A total of 115 field PEDV positive samples (intestine, intestinal content, feces, and anal swab) were collected from various pig farms located in 17 provinces of China from March 2020 to March 2021. Animal samples were collected from the farms of New Hope Liuhe Co., Ltd. and Jiangxi Zhengbang Technology Co., Ltd., respectively. We have acquired a consent from the farm owners. All samples were stored at − 80 °C before RNA extraction.

PCR detection of PEDV

The samples were diluted with phosphate-buffered saline and centrifuged at 8,000×g for 10 min at 4 °C and the supernatants were transferred into a 1.5 mL RNase-free tube. Viral RNA was extracted using the TIANamp Virus DNA/RNA Kit (TIANGEN) according to the manufacturer’s instructions. Reverse transcription was carried out using PrimeScript™ IV 1st strand cDNA Synthesis Mix (TaKara). The full-length S gene of PEDV was amplified using EmeraldAmp® PCR Master Mix (TaKara). The S1 was amplified by two pairs of primers (S1-1U, 5′- ATCGTCAGAGGCATTTTTAA-3′; S1-1L, 5′-ATCCATCACCATTAAACGAA-3′; S1-2U, 5′-ATGTTGTGTTAGGCTTGTTG-3′; S1-2L, 5′-CACTAACAGGCGTGTTGTAA-3′), and the S2 was amplified by three primers (S2-U, 5′-CTGATTCTGGACAGTTGTTA-3′; S2-1L, 5′-TTGGACAGCATCCAAAGACA-3′; S2-2L, 5′-CTTCGAGACATCTTTGACAA-3′) [38]. PCR products were purified and recovered using AxyPrep™ DNA Gel Extraction Kit (Axygen), and then subjected to sequencing by Sangon Biotech company (Shanghai, China).

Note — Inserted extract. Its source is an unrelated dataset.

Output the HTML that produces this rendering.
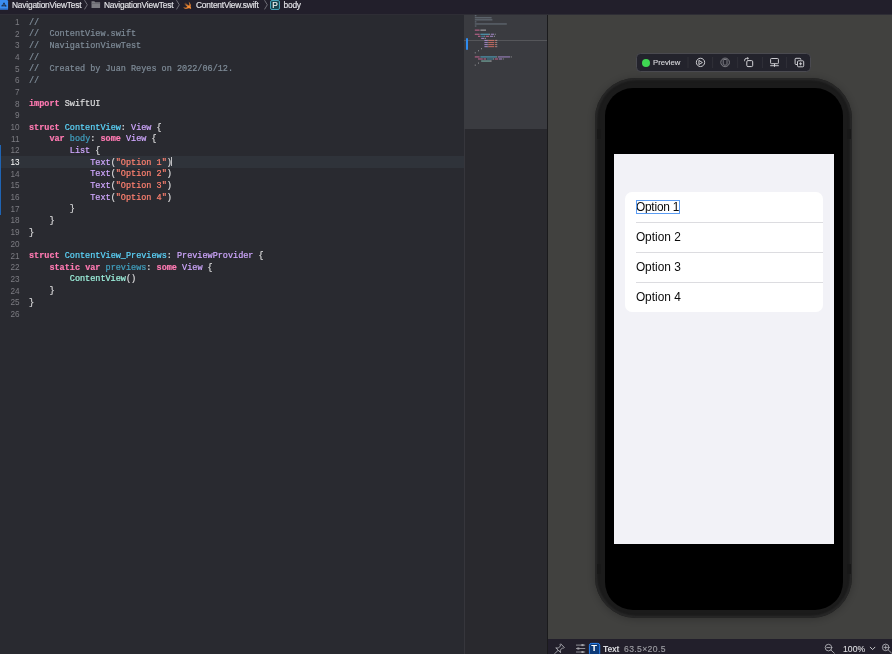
<!DOCTYPE html>
<html><head><meta charset="utf-8"><style>
*{margin:0;padding:0;box-sizing:border-box}
html,body{width:892px;height:654px;overflow:hidden;background:#292a30;font-family:"Liberation Sans",sans-serif}
body > *{will-change:transform}
.abs{position:absolute}
#crumb{position:absolute;left:0;top:0;width:892px;height:14.8px;background:#221f2b;border-bottom:1.1px solid #2e2d35}
#crumb span.t{position:absolute;top:0.2px;font-size:8.4px;letter-spacing:-0.2px;line-height:10px;color:#e4e4e8;-webkit-text-stroke:0.15px #e4e4e8;white-space:nowrap}
#editor{position:absolute;left:0;top:14px;width:464px;height:640px;background:#292a30}
.curline{position:absolute;left:0;width:464px;height:11.9px;background:#2f333a}
.ln{position:absolute;left:0;width:19.6px;text-align:right;font-family:"Liberation Sans",sans-serif;font-size:8.2px;line-height:11.67px;height:11.67px;color:#7c7c82}
.ln.cur{color:#ffffff}
.cl{position:absolute;left:28.7px;white-space:pre;-webkit-text-stroke:0.2px currentColor;font-family:"Liberation Mono",monospace;font-size:8.5px;line-height:11.67px;height:11.67px}
.caret{display:inline-block;width:1px;height:9px;background:#c0c0c4;vertical-align:middle;margin-top:-2px;margin-left:-0.4px}
#mm{position:absolute;left:464px;top:14px;width:83px;height:640px;background:#29292e;border-left:1px solid #36363c}
#mmvis{position:absolute;left:464px;top:14px;width:83px;height:115px;background:#3a3b40}
#mmi i{position:absolute;height:1.1px;opacity:0.6;display:block}
#divider{position:absolute;left:547px;top:14px;width:1px;height:640px;background:#1a1a1c}
#canvas{position:absolute;left:548px;top:14px;width:344px;height:625.2px;background:#41413f}
#status{position:absolute;left:548px;top:639.2px;width:344px;height:14.8px;background:#221f2b}

#crumb svg.chev{position:absolute;top:0;width:4px;height:10px}
#pbadge{position:absolute;left:269.9px;top:-0.4px;width:10.2px;height:10.3px;border-radius:2px;background:#17444f;border:1px solid #45a3b8;color:#f0f0f0;font-size:8.4px;line-height:9.2px;text-align:center;-webkit-text-stroke:0.15px #f0f0f0}
#phone{position:absolute;left:594.8px;top:78.4px;width:257.4px;height:540.2px;border-radius:41px;background:#1b1b1b;box-shadow:inset 0 0 1.5px 2.2px #272727, 0 1px 7px 1px rgba(0,0,0,0.2)}
#phoneinner{position:absolute;left:604.7px;top:88px;width:237.6px;height:521.5px;border-radius:28px;background:#000}
#screen{position:absolute;left:613.7px;top:154.1px;width:220px;height:390px;background:#f2f2f7;overflow:hidden}
#card{position:absolute;left:11.2px;top:37.6px;width:197.6px;height:120px;background:#fff;border-radius:7px;overflow:hidden}
.row{position:absolute;left:10.7px;top:0.9px;height:30.3px;line-height:30.3px;font-size:11.9px;color:#0a0a0a;white-space:nowrap}
.sep{position:absolute;left:11px;right:0;height:0.6px;background:#dcdce0}
#selbox{position:absolute;left:22px;top:46.1px;width:43.7px;height:13.7px;border:1px solid #5b9cf2}
#tb{position:absolute;left:636px;top:52.9px;width:174.5px;height:18.5px;background:#23232c;border:1px solid #4a4a50;border-radius:4.5px}
#gdot{position:absolute;left:641.8px;top:58.6px;width:8.2px;height:8.2px;border-radius:50%;background:#3fd752}
#pvtxt{position:absolute;left:652.7px;top:54.9px;line-height:16.6px;font-size:7.7px;-webkit-text-stroke:0.12px #d8d8dc;color:#d8d8dc;white-space:nowrap}
.tsep{position:absolute;top:3px;width:0.8px;height:11px;background:#34343b}
.ti{position:absolute}
#sttxt{position:absolute;left:603.4px;top:641.6px;line-height:15px;height:15px;font-size:8.6px;font-weight:bold;letter-spacing:-0.22px;color:#d8d8dc;white-space:nowrap}
#tbT{position:absolute;left:589.3px;top:640.4px;width:10.3px;text-align:center;line-height:15px;font-size:9.4px;font-weight:bold;color:#fff}
#stdim{position:absolute;left:623.9px;top:641.6px;line-height:15px;font-size:8.6px;letter-spacing:0.37px;color:#9c9ca2;-webkit-text-stroke:0.15px #9c9ca2;white-space:nowrap}
#zoomtxt{position:absolute;left:842.8px;top:641.6px;line-height:15px;font-size:8.6px;letter-spacing:0.08px;color:#dcdce0;-webkit-text-stroke:0.12px #dcdce0;white-space:nowrap}
.notch{position:absolute;width:3.6px;height:10px;background:#181818}
</style></head><body>

<div id="editor"></div>
<div class="curline" style="top:155.7px"></div>
<div style="position:absolute;left:0;top:144.5px;width:1.2px;height:69.5px;background:#1f64b4"></div>
<div class="ln" style="top:17.10px">1</div>
<div class="cl" style="top:17.70px"><span style="color:#7f8c98">//</span></div>
<div class="ln" style="top:28.77px">2</div>
<div class="cl" style="top:29.37px"><span style="color:#7f8c98">//  ContentView.swift</span></div>
<div class="ln" style="top:40.44px">3</div>
<div class="cl" style="top:41.04px"><span style="color:#7f8c98">//  NavigationViewTest</span></div>
<div class="ln" style="top:52.11px">4</div>
<div class="cl" style="top:52.71px"><span style="color:#7f8c98">//</span></div>
<div class="ln" style="top:63.78px">5</div>
<div class="cl" style="top:64.38px"><span style="color:#7f8c98">//  Created by Juan Reyes on 2022/06/12.</span></div>
<div class="ln" style="top:75.45px">6</div>
<div class="cl" style="top:76.05px"><span style="color:#7f8c98">//</span></div>
<div class="ln" style="top:87.12px">7</div>
<div class="cl" style="top:87.72px"></div>
<div class="ln" style="top:98.79px">8</div>
<div class="cl" style="top:99.39px"><span style="color:#ff7ab2;font-weight:bold">import</span><span style="color:#dfdfe0"> SwiftUI</span></div>
<div class="ln" style="top:110.46px">9</div>
<div class="cl" style="top:111.06px"></div>
<div class="ln" style="top:122.13px">10</div>
<div class="cl" style="top:122.73px"><span style="color:#ff7ab2;font-weight:bold">struct</span><span style="color:#dfdfe0"> </span><span style="color:#5dd8ff">ContentView</span><span style="color:#dfdfe0">: </span><span style="color:#d0a8ff">View</span><span style="color:#dfdfe0"> {</span></div>
<div class="ln" style="top:133.80px">11</div>
<div class="cl" style="top:134.40px"><span style="color:#dfdfe0">    </span><span style="color:#ff7ab2;font-weight:bold">var</span><span style="color:#dfdfe0"> </span><span style="color:#41a1c0">body</span><span style="color:#dfdfe0">: </span><span style="color:#ff7ab2;font-weight:bold">some</span><span style="color:#dfdfe0"> </span><span style="color:#d0a8ff">View</span><span style="color:#dfdfe0"> {</span></div>
<div class="ln" style="top:145.47px">12</div>
<div class="cl" style="top:146.07px"><span style="color:#dfdfe0">        </span><span style="color:#d0a8ff">List</span><span style="color:#dfdfe0"> {</span></div>
<div class="ln cur" style="top:157.14px">13</div>
<div class="cl" style="top:157.74px"><span style="color:#dfdfe0">            </span><span style="color:#d0a8ff">Text</span><span style="color:#dfdfe0">(</span><span style="color:#ff8170">&quot;Option 1&quot;</span><span style="color:#dfdfe0">)</span><span class="caret"></span></div>
<div class="ln" style="top:168.81px">14</div>
<div class="cl" style="top:169.41px"><span style="color:#dfdfe0">            </span><span style="color:#d0a8ff">Text</span><span style="color:#dfdfe0">(</span><span style="color:#ff8170">&quot;Option 2&quot;</span><span style="color:#dfdfe0">)</span></div>
<div class="ln" style="top:180.48px">15</div>
<div class="cl" style="top:181.08px"><span style="color:#dfdfe0">            </span><span style="color:#d0a8ff">Text</span><span style="color:#dfdfe0">(</span><span style="color:#ff8170">&quot;Option 3&quot;</span><span style="color:#dfdfe0">)</span></div>
<div class="ln" style="top:192.15px">16</div>
<div class="cl" style="top:192.75px"><span style="color:#dfdfe0">            </span><span style="color:#d0a8ff">Text</span><span style="color:#dfdfe0">(</span><span style="color:#ff8170">&quot;Option 4&quot;</span><span style="color:#dfdfe0">)</span></div>
<div class="ln" style="top:203.82px">17</div>
<div class="cl" style="top:204.42px"><span style="color:#dfdfe0">        }</span></div>
<div class="ln" style="top:215.49px">18</div>
<div class="cl" style="top:216.09px"><span style="color:#dfdfe0">    }</span></div>
<div class="ln" style="top:227.16px">19</div>
<div class="cl" style="top:227.76px"><span style="color:#dfdfe0">}</span></div>
<div class="ln" style="top:238.83px">20</div>
<div class="cl" style="top:239.43px"></div>
<div class="ln" style="top:250.50px">21</div>
<div class="cl" style="top:251.10px"><span style="color:#ff7ab2;font-weight:bold">struct</span><span style="color:#dfdfe0"> </span><span style="color:#5dd8ff">ContentView_Previews</span><span style="color:#dfdfe0">: </span><span style="color:#d0a8ff">PreviewProvider</span><span style="color:#dfdfe0"> {</span></div>
<div class="ln" style="top:262.17px">22</div>
<div class="cl" style="top:262.77px"><span style="color:#dfdfe0">    </span><span style="color:#ff7ab2;font-weight:bold">static</span><span style="color:#dfdfe0"> </span><span style="color:#ff7ab2;font-weight:bold">var</span><span style="color:#dfdfe0"> </span><span style="color:#41a1c0">previews</span><span style="color:#dfdfe0">: </span><span style="color:#ff7ab2;font-weight:bold">some</span><span style="color:#dfdfe0"> </span><span style="color:#d0a8ff">View</span><span style="color:#dfdfe0"> {</span></div>
<div class="ln" style="top:273.84px">23</div>
<div class="cl" style="top:274.44px"><span style="color:#dfdfe0">        </span><span style="color:#9ef1dd">ContentView</span><span style="color:#dfdfe0">()</span></div>
<div class="ln" style="top:285.51px">24</div>
<div class="cl" style="top:286.11px"><span style="color:#dfdfe0">    }</span></div>
<div class="ln" style="top:297.18px">25</div>
<div class="cl" style="top:297.78px"><span style="color:#dfdfe0">}</span></div>
<div class="ln" style="top:308.85px">26</div>
<div class="cl" style="top:309.45px"></div>
<div id="mm"></div>
<div id="mmvis"></div>
<div style="position:absolute;left:464px;top:40px;width:83px;height:1px;background:#55565a"></div>
<svg style="position:absolute;left:464px;top:14px;opacity:0.62" width="83" height="70" viewBox="464 14 83 70">
<rect x="474.80" y="15.15" width="1.60" height="1.15" fill="#7f8c98"/>
<rect x="474.80" y="17.21" width="16.80" height="1.15" fill="#7f8c98"/>
<rect x="474.80" y="19.27" width="17.60" height="1.15" fill="#7f8c98"/>
<rect x="474.80" y="21.33" width="1.60" height="1.15" fill="#7f8c98"/>
<rect x="474.80" y="23.39" width="32.00" height="1.15" fill="#7f8c98"/>
<rect x="474.80" y="25.45" width="1.60" height="1.15" fill="#7f8c98"/>
<rect x="474.80" y="29.57" width="4.80" height="1.15" fill="#ff7ab2"/>
<rect x="480.40" y="29.57" width="5.60" height="1.15" fill="#dfdfe0"/>
<rect x="474.80" y="33.69" width="4.80" height="1.15" fill="#ff7ab2"/>
<rect x="480.40" y="33.69" width="8.80" height="1.15" fill="#5dd8ff"/>
<rect x="489.20" y="33.69" width="0.80" height="1.15" fill="#dfdfe0"/>
<rect x="490.80" y="33.69" width="3.20" height="1.15" fill="#d0a8ff"/>
<rect x="494.80" y="33.69" width="0.80" height="1.15" fill="#dfdfe0"/>
<rect x="478.00" y="35.75" width="2.40" height="1.15" fill="#ff7ab2"/>
<rect x="481.20" y="35.75" width="3.20" height="1.15" fill="#41a1c0"/>
<rect x="484.40" y="35.75" width="0.80" height="1.15" fill="#dfdfe0"/>
<rect x="486.00" y="35.75" width="3.20" height="1.15" fill="#ff7ab2"/>
<rect x="490.00" y="35.75" width="3.20" height="1.15" fill="#d0a8ff"/>
<rect x="494.00" y="35.75" width="0.80" height="1.15" fill="#dfdfe0"/>
<rect x="481.20" y="37.81" width="3.20" height="1.15" fill="#d0a8ff"/>
<rect x="485.20" y="37.81" width="0.80" height="1.15" fill="#dfdfe0"/>
<rect x="484.40" y="39.87" width="3.20" height="1.15" fill="#d0a8ff"/>
<rect x="487.60" y="39.87" width="0.80" height="1.15" fill="#dfdfe0"/>
<rect x="488.40" y="39.87" width="5.60" height="1.15" fill="#ff8170"/>
<rect x="494.80" y="39.87" width="1.60" height="1.15" fill="#ff8170"/>
<rect x="496.40" y="39.87" width="0.80" height="1.15" fill="#dfdfe0"/>
<rect x="484.40" y="41.93" width="3.20" height="1.15" fill="#d0a8ff"/>
<rect x="487.60" y="41.93" width="0.80" height="1.15" fill="#dfdfe0"/>
<rect x="488.40" y="41.93" width="5.60" height="1.15" fill="#ff8170"/>
<rect x="494.80" y="41.93" width="1.60" height="1.15" fill="#ff8170"/>
<rect x="496.40" y="41.93" width="0.80" height="1.15" fill="#dfdfe0"/>
<rect x="484.40" y="43.99" width="3.20" height="1.15" fill="#d0a8ff"/>
<rect x="487.60" y="43.99" width="0.80" height="1.15" fill="#dfdfe0"/>
<rect x="488.40" y="43.99" width="5.60" height="1.15" fill="#ff8170"/>
<rect x="494.80" y="43.99" width="1.60" height="1.15" fill="#ff8170"/>
<rect x="496.40" y="43.99" width="0.80" height="1.15" fill="#dfdfe0"/>
<rect x="484.40" y="46.05" width="3.20" height="1.15" fill="#d0a8ff"/>
<rect x="487.60" y="46.05" width="0.80" height="1.15" fill="#dfdfe0"/>
<rect x="488.40" y="46.05" width="5.60" height="1.15" fill="#ff8170"/>
<rect x="494.80" y="46.05" width="1.60" height="1.15" fill="#ff8170"/>
<rect x="496.40" y="46.05" width="0.80" height="1.15" fill="#dfdfe0"/>
<rect x="481.20" y="48.11" width="0.80" height="1.15" fill="#dfdfe0"/>
<rect x="478.00" y="50.17" width="0.80" height="1.15" fill="#dfdfe0"/>
<rect x="474.80" y="52.23" width="0.80" height="1.15" fill="#dfdfe0"/>
<rect x="474.80" y="56.35" width="4.80" height="1.15" fill="#ff7ab2"/>
<rect x="480.40" y="56.35" width="16.00" height="1.15" fill="#5dd8ff"/>
<rect x="496.40" y="56.35" width="0.80" height="1.15" fill="#dfdfe0"/>
<rect x="498.00" y="56.35" width="12.00" height="1.15" fill="#d0a8ff"/>
<rect x="510.80" y="56.35" width="0.80" height="1.15" fill="#dfdfe0"/>
<rect x="478.00" y="58.41" width="4.80" height="1.15" fill="#ff7ab2"/>
<rect x="483.60" y="58.41" width="2.40" height="1.15" fill="#ff7ab2"/>
<rect x="486.80" y="58.41" width="6.40" height="1.15" fill="#41a1c0"/>
<rect x="493.20" y="58.41" width="0.80" height="1.15" fill="#dfdfe0"/>
<rect x="494.80" y="58.41" width="3.20" height="1.15" fill="#ff7ab2"/>
<rect x="498.80" y="58.41" width="3.20" height="1.15" fill="#d0a8ff"/>
<rect x="502.80" y="58.41" width="0.80" height="1.15" fill="#dfdfe0"/>
<rect x="481.20" y="60.47" width="8.80" height="1.15" fill="#9ef1dd"/>
<rect x="490.00" y="60.47" width="1.60" height="1.15" fill="#dfdfe0"/>
<rect x="478.00" y="62.53" width="0.80" height="1.15" fill="#dfdfe0"/>
<rect x="474.80" y="64.59" width="0.80" height="1.15" fill="#dfdfe0"/>
</svg>
<div style="position:absolute;left:466px;top:38px;width:2px;height:11.5px;background:#2f8cf0;border-radius:1px"></div>
<div id="divider"></div>
<div id="canvas"></div>
<div id="phone"></div>
<div id="phoneinner"></div>
<div class="notch" style="left:596.6px;top:129px"></div><div class="notch" style="left:596.6px;top:563.5px"></div>
<div class="notch" style="left:846.8px;top:129px"></div><div class="notch" style="left:846.8px;top:563.5px"></div>
<div id="screen">
  <div id="card">
    <div class="row" style="letter-spacing:-0.2px">Option 1</div><div class="sep" style="top:30.3px"></div>
    <div class="row" style="top:30.3px">Option 2</div><div class="sep" style="top:60.6px"></div>
    <div class="row" style="top:60.6px">Option 3</div><div class="sep" style="top:90.9px"></div>
    <div class="row" style="top:90.9px">Option 4</div>
  </div>
  <div id="selbox"></div>
</div>
<div id="tb"></div>
<div id="gdot"></div>
<span id="pvtxt">Preview</span>
<svg style="position:absolute;left:630px;top:48px" width="190" height="30" viewBox="630 48 190 30">
  <g stroke="#34343b" stroke-width="0.8"><path d="M688 57 V68 M712.6 57 V68 M737.7 57 V68 M762.4 57 V68 M786.4 57 V68"/></g>
  <g fill="none" stroke="#d4d4d8" stroke-width="0.95">
    <circle cx="700.5" cy="62.4" r="4.15"/>
    <path d="M698.9 60.4 L702.4 62.5 L698.9 64.6 Z" stroke-linejoin="round"/>
  </g>
  <g fill="none" stroke="#8e8e94" stroke-width="0.85">
    <circle cx="725.1" cy="62.4" r="4.3"/>
    <rect x="723.2" y="59.5" width="3.8" height="5.6" rx="0.7"/>
  </g>
  <g fill="none" stroke="#d4d4d8" stroke-width="1">
    <rect x="746.8" y="60.6" width="5.9" height="6" rx="1.2"/>
    <path d="M744.6 61.2 V60.4 Q744.6 58.3 746.8 58.3 H747.4"/>
  </g>
  <path d="M747.2 56.9 L749.1 58.3 L747.2 59.7 Z" fill="#d4d4d8"/>
  <g fill="none" stroke="#d4d4d8" stroke-width="0.95">
    <rect x="770.6" y="58.5" width="7.8" height="5.2" rx="0.8"/>
    <path d="M770.2 65.7 H778.8 M774.5 63.8 V66.8"/>
  </g>
  <g fill="none" stroke="#d4d4d8" stroke-width="0.95">
    <path d="M800.8 59.8 V59.2 Q800.8 58.3 799.9 58.3 H796 Q795.1 58.3 795.1 59.2 V63.6 Q795.1 64.5 796 64.5 H797"/>
    <rect x="797.5" y="60.8" width="6.2" height="6" rx="1"/>
    <path d="M800.6 62.3 V65.3 M799.1 63.8 H802.1"/>
  </g>
</svg>
<div id="status"></div>
<svg style="position:absolute;left:548px;top:639px" width="344" height="15" viewBox="548 639 344 15">
  <g transform="translate(558.1 650.3) rotate(45)" fill="none" stroke="#a8a8ae" stroke-width="0.9" stroke-linejoin="round" stroke-linecap="round">
    <path d="M-2.4 -6.4 H2.4 V-5.4 L1.4 -4.7 V-1.6 L3.4 -0.1 H-3.4 L-1.4 -1.6 V-4.7 L-2.4 -5.4 Z"/>
    <path d="M0 0 V4.6"/>
  </g>
  <g stroke="#a4a4aa" stroke-width="0.85">
    <path d="M576 645.1 H585.2 M576 648.5 H585.2 M576 652 H585.2"/>
  </g>
  <g fill="#a4a4aa">
    <rect x="581.4" y="644.1" width="2.2" height="2"/>
    <rect x="577.2" y="647.5" width="2.2" height="2"/>
    <rect x="581.4" y="651" width="2.2" height="2"/>
  </g>
  <rect x="589.4" y="643.4" width="10.3" height="12" rx="2" fill="#0c3a78" stroke="#2a84f5" stroke-width="1"/>
  <g fill="none" stroke="#b8b8be" stroke-width="0.85" stroke-linecap="round">
    <circle cx="828.5" cy="647.6" r="3.3"/>
    <path d="M826.8 647.6 H830.2 M830.9 650 L834.3 653.2"/>
    <circle cx="885.7" cy="647.4" r="3.3"/>
    <path d="M884 647.4 H887.4 M885.7 645.7 V649.1 M888.1 649.8 L891.5 653"/>
  </g>
  <path d="M870.3 647.2 L872.6 649.6 L874.9 647.2" fill="none" stroke="#d0d0d4" stroke-width="0.95" stroke-linecap="round"/>
</svg>
<span id="tbT">T</span>
<span id="sttxt">Text</span>
<span id="stdim">63.5×20.5</span>
<span id="zoomtxt">100%</span>
<div id="crumb">
  <svg style="position:absolute;left:0;top:0" width="9" height="10" viewBox="0 0 9 10"><rect x="-1" y="0" width="9.1" height="9.9" rx="1.3" fill="#3b8ef0"/><rect x="-1" y="8.6" width="9.1" height="1.3" rx="0.6" fill="#2a65b5"/><path d="M4 2.8 L2.3 6.2 M4 2.8 L5.8 6.6 M1.4 5.8 H6.4" stroke="#1d2f4a" stroke-width="1"/></svg>
  <span class="t" style="left:12px">NavigationViewTest</span>
  <svg class="chev" style="left:83.8px"><path d="M0.5 0.2 L3.3 4.8 L0.5 9.4" fill="none" stroke="#8a8a90" stroke-width="0.75"/></svg>
  <svg style="position:absolute;left:91px;top:1px" width="10" height="8" viewBox="0 0 10 8"><path d="M0.5 0.2 H3.4 L4.1 1.2 H9.1 V7 H0.5 Z" fill="#7d7d83"/><rect x="0.5" y="2.2" width="8.6" height="0.5" fill="#5c5c63"/></svg>
  <span class="t" style="left:104px">NavigationViewTest</span>
  <svg class="chev" style="left:176.3px"><path d="M0.5 0.2 L3.3 4.8 L0.5 9.4" fill="none" stroke="#8a8a90" stroke-width="0.75"/></svg>
  <svg style="position:absolute;left:183.3px;top:0.6px" width="9" height="9" viewBox="0 0 9 9"><path d="M5.4 0.6 C7.6 2.2 8.2 4.4 7.6 5.8 C8.1 6.6 8.3 7.5 8 8.1 C7.2 7.2 6 7 4.6 7.6 C3 8.3 1.2 7.6 0.3 6.2 C1.8 7 3.6 6.7 4.6 5.9 C3.2 4.8 1.9 3.5 1 2.2 C2.2 3.3 3.6 4.4 4.9 5.1 C3.6 3.9 2.6 2.7 1.9 1.5 C3.4 2.9 5.2 4.3 6.2 4.8 C6.7 3.4 6.4 2 5.4 0.6 Z" fill="#f78b33"/></svg>
  <span class="t" style="left:196px">ContentView.swift</span>
  <svg class="chev" style="left:263.5px"><path d="M0.5 0.2 L3.3 4.8 L0.5 9.4" fill="none" stroke="#8a8a90" stroke-width="0.75"/></svg>
  <div id="pbadge">P</div>
  <span class="t" style="left:283.5px">body</span>
</div>

</body></html>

Genetic and phylogenetic analysis

The 91 complete S gene sequences of PEDV obtained in this study have been uploaded to GenBank with accession numbers from MZ160999 to MZ161089. Twenty-four reference sequences retrieved from the NCBI nucleotide database and the 91 identified sequences were used for the phylogenetic analysis. Multiple nucleotide sequence alignments were performed with Clustal W algorithm using MEGA 6.0 software. A phylogenetic tree based on S gene sequence was constructed by the neighbor-joining method using MEGA 6.0 software, with bootstrap values calculated for each node from 1000 replicates [39, 40].

Deduced amino acid analysis of PEDV variants

To elucidate the genetic characteristics of S-INDEL like strains detected in this study, partial S gene sequences were aligned with reference S-INDEL strains from US (OH851), South Korea (KNU-1406-1), and China (ZL29) using MEGA 6.0 software. The novel mutation, insertion, and deletion in S proteins were also detected in this study.

Recombination analysis

In order to investigate the recombination events occurred in the detected variant strains, especially the S-INDEL, all of the detected strains and 178 reference strains obtained from Genbank were analyzed using program RDP4 [41]. Potential recombinant strains, parental strains, and possible recombination breakpoints were identified by a series of methods including RDP, GeneConv, SiScan, 3Seq, BootScan, MaxChi, and Chimaera. Recombination events were examined by at least three of the methods mentioned above with a cutoff of p < 0.05. Based on the fragment size of genome that contributed to the recombinants, the original sequences were defined as major parents (contributing the larger fragment) and the minor parents (contributing the small fragment). The recombinant strain was further analyzed by Simplot v3.5.1 software [42].

Analysis of the antigenic epitopes on the S proteins

In order to study the antigenic variation of PEDV strains, all of the ninety-one S protein sequences were used for a sequence alignment. Twenty-eight representative sequences were selected and compared with Chinese PEDV vaccine strain (attenuated CV777 and AJ1102). A focus was on the neutralizing epitope regions including S1A, COE domain, SS2, SS6, 2C10, and the linear B-cell epitope SE16 [43, 44].